Question

What is the discriminant of \[f\left( x \right)=-3{{x}^{2}}-2x-1\]?

Answer 1

Hint: In this problem, we have to find the discriminant for the given equation. We should know that the formula to find the discriminant for the given equation is, \[\Delta ={{b}^{2}}-4ac\], where the equation is of the form \[a{{x}^{2}}+bx+c\]. We can compare the given equation and the general equation to get the value of a, b, c and we then substitute in the determinant formula to get the final answer.

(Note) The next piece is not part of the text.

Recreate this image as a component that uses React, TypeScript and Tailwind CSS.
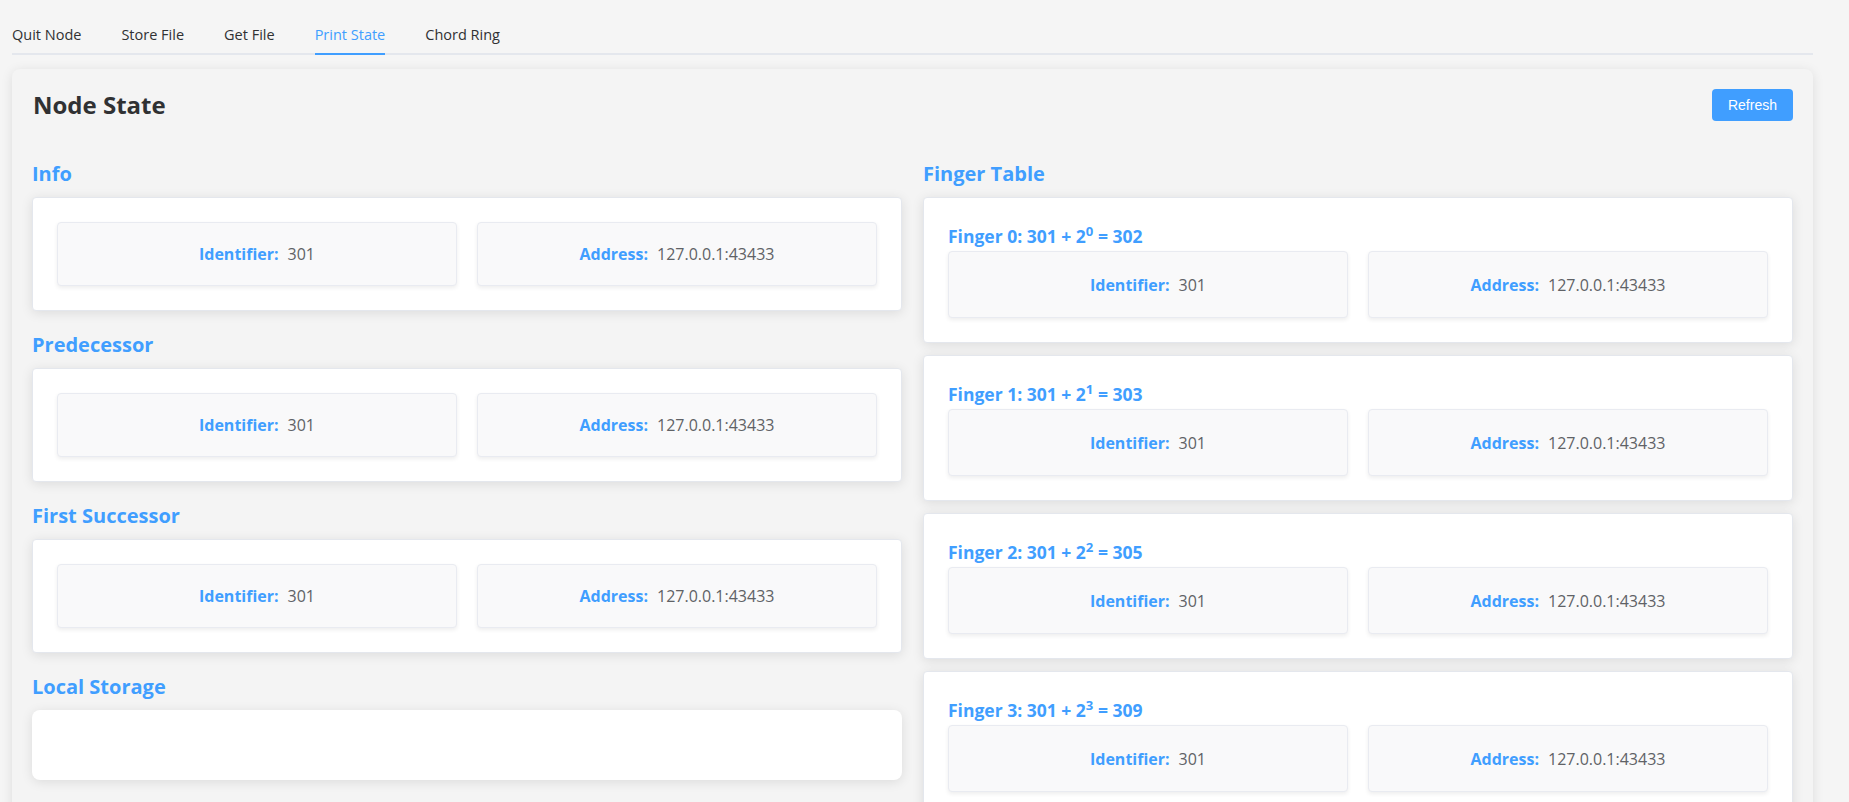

Complete step-by-step answer:
We know that the given equation is,
\[f\left( x \right)=-3{{x}^{2}}-2x-1\]……… (1)
We know that the discriminant formula is,
\[\Delta ={{b}^{2}}-4ac\]
We know that the general formula of the line equation is
\[\Rightarrow a{{x}^{2}}+bx+c\]……. (2)
We can compare the given equation and the general equation to get the value of a, b, c.
By comparing (1) and (2), we get
a = -3, b = -2, c = -1
We can now substitute the values of a, b, c in the formula (2), we get
\[\Rightarrow {{\left( -2 \right)}^{2}}-4\left( -3 \right)\left( -1 \right)=\Delta \]
We can now simplify the above step, we get
\[\Rightarrow \Delta =4-12=-8\]
Therefore, the value of discriminant is \[\Delta =-8\].
Where the discriminant is negative, therefore, we will have complex solutions for this equation.

Note: We should always remember that if the discriminant value is equal to 0 then we have one solution, if the discriminant is positive then we will have two real roots, if the discriminant is negative, then we will have complex numbers as the solution.